Il commento all’ultimo dialogo di quest’opera, che è il punto più alto raggiunto dal filosofo nolano, non può cominciare senza la riproposizione della prima nota allo stesso dialogo nell’edizione dell’opera edita dalla casa editrice Mursia fatta dal prof. Augusto Guzzo
“Il De la Causa, Principio e Uno giunge ora ad illustrare l’Uno, dopo aver illustrato la Causa e il Principio. Ma non è l’Uno primo, quello che i neoplatonici chiamano Uno, cioè Dio, principio, dice il Bruno, soprannaturale, e perciò inaccessibile alla ricerca razionale o filosofica; bensì è l’Uno derivato, secondo, l’un universo: infinito, secondo il Bruno, quanto l’Uno primo sua fonte, ma d’una infinità ch’è specchio o ombra o effetto dell’infinità raccolta e “complicata” del primo Uno.”
Il motivo di questo tributo vuole essere il mio mea culpa per aver considerato tutti i commentatori del Nolano lontani dall’accettare che Giordano Bruno credesse in Dio e che fosse al più un mero panteista.
Rispetto ad un cristiano fedele osservante del dogma, Bruno evidentemente rifuggiva da una visione antropomorfa di Dio e la sua idea della Somma Divinità, probabilmente, era più vicina a quella ebraica giacché, come per quel popolo, non riteneva giusto discorrere dell’Unico Dio, del quale gli ebrei proibiscono persino di dire il nome.
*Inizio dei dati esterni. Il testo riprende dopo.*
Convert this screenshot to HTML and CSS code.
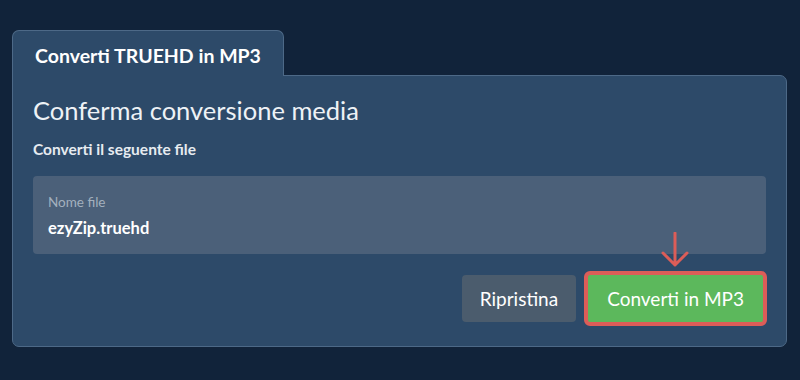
FILE: index.html
```html
<!DOCTYPE html>
<html lang="it">
<head>
    <meta charset="UTF-8">
    <meta name="viewport" content="width=device-width, initial-scale=1.0">
    <title>Converti TRUEHD in MP3</title>
    <link rel="stylesheet" href="styles.css">
</head>
<body>
    <div class="converter">
        <div class="tabs">
            <div class="tab">Converti TRUEHD in MP3</div>
        </div>
        <div class="panel">
            <h2 class="title">Conferma conversione media</h2>
            <p class="subtitle">Converti il seguente file</p>

            <div class="file-box">
                <div class="file-label">Nome file</div>
                <div class="file-name">ezyZip.truehd</div>
            </div>

            <div class="actions">
                <button class="btn btn-reset">Ripristina</button>
                <div class="convert-wrap">
                    <svg class="pointer" width="32" height="36" viewBox="0 0 32 36">
                        <path d="M16 1 V33 M4 21 L16 33 L28 21" fill="none" stroke="#dc5d58" stroke-width="3" stroke-linecap="round" stroke-linejoin="round"/>
                    </svg>
                    <button class="btn btn-convert">Converti in MP3</button>
                </div>
            </div>
        </div>
    </div>
</body>
</html>
```

FILE: styles.css
```css
* {
    margin: 0;
    padding: 0;
    box-sizing: border-box;
}

body {
    font-family: Lato, 'Open Sans', sans-serif;
    background: #11233a;
    color: #edf1f5;
    width: 800px;
    height: 380px;
    padding: 30px 13px 0 12px;
}

.tabs {
    display: flex;
}

.tab {
    position: relative;
    z-index: 1;
    background: #2d4a69;
    border: 1px solid #4d6987;
    border-bottom: none;
    border-radius: 7px 7px 0 0;
    padding: 13px 22px 8px;
    margin-bottom: -1px;
    font-size: 19.5px;
    font-weight: 700;
    line-height: 24px;
    color: #ffffff;
}

.panel {
    background: #2d4a69;
    border: 1px solid #4d6987;
    border-radius: 0 7px 7px 7px;
    padding: 20px 20px 20px;
}

.title {
    font-size: 25.5px;
    font-weight: 400;
    line-height: 28px;
    color: #eef2f6;
    margin-bottom: 15px;
}

.subtitle {
    font-size: 15.5px;
    font-weight: 700;
    line-height: 20px;
    color: #e6ebf0;
    margin-bottom: 17px;
}

.file-box {
    background: #4b6079;
    border-radius: 4px;
    padding: 17px 15px 15px;
}

.file-label {
    font-size: 13.5px;
    line-height: 18px;
    color: #a3b0be;
}

.file-name {
    font-size: 16.5px;
    font-weight: 700;
    line-height: 22px;
    color: #ffffff;
    margin-top: 6px;
}

.actions {
    display: flex;
    justify-content: flex-end;
    align-items: center;
    gap: 8px;
    margin-top: 17px;
    margin-right: -1px;
}

.btn {
    font-family: Lato, 'Open Sans', sans-serif;
    font-size: 19px;
    line-height: 25px;
    color: #ffffff;
    border: none;
    border-radius: 4px;
    cursor: pointer;
}

.btn-reset {
    background: #4b5c6d;
    padding: 11px 18px;
}

.convert-wrap {
    position: relative;
}

.pointer {
    position: absolute;
    left: 75px;
    top: -39px;
}

.btn-convert {
    background: #5cb85c;
    border: 4px solid #dc5d58;
    border-radius: 6px;
    padding: 11px 19px;
}
```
Oggetto della sua ricerca era solo la Sua manifestazione, Sua immagine riflessa e Sua ombra, l’Unica Materia, l’Universo.
Ode all’universo.
“È dunque l’Universo uno, infinito, inmobile.” Così inizia una pagina bellissima, di un lirismo unico, in cui Bruno estrinseca tutto il suo pensiero, scandito nelle sue parti nei dialoghi precedenti sul concetto dell’unicità del creato e sull’essenza in ogni sua parte del Tutto: noi siamo parti di un unico corpo (l’universo) che è, appunto infinito e immutabile nella sua unicità.
L’inno all’universo di Bruno-Teofilo viene riaffermato da Bruno-Dicsono che dimostra di aver capito ed accettato le tesi del primo, sottolineando con motivazioni logiche quelle metafisiche ed ermetiche proposte dal primo. Peraltro, è opportuno ribadire che Dicsono, del Nolano, rappresenta la mente, la razionalità, mentre Teofilo i sentimenti, il profondo sentire, come abbiamo già sottolineato nei commenti del dialogo terzo.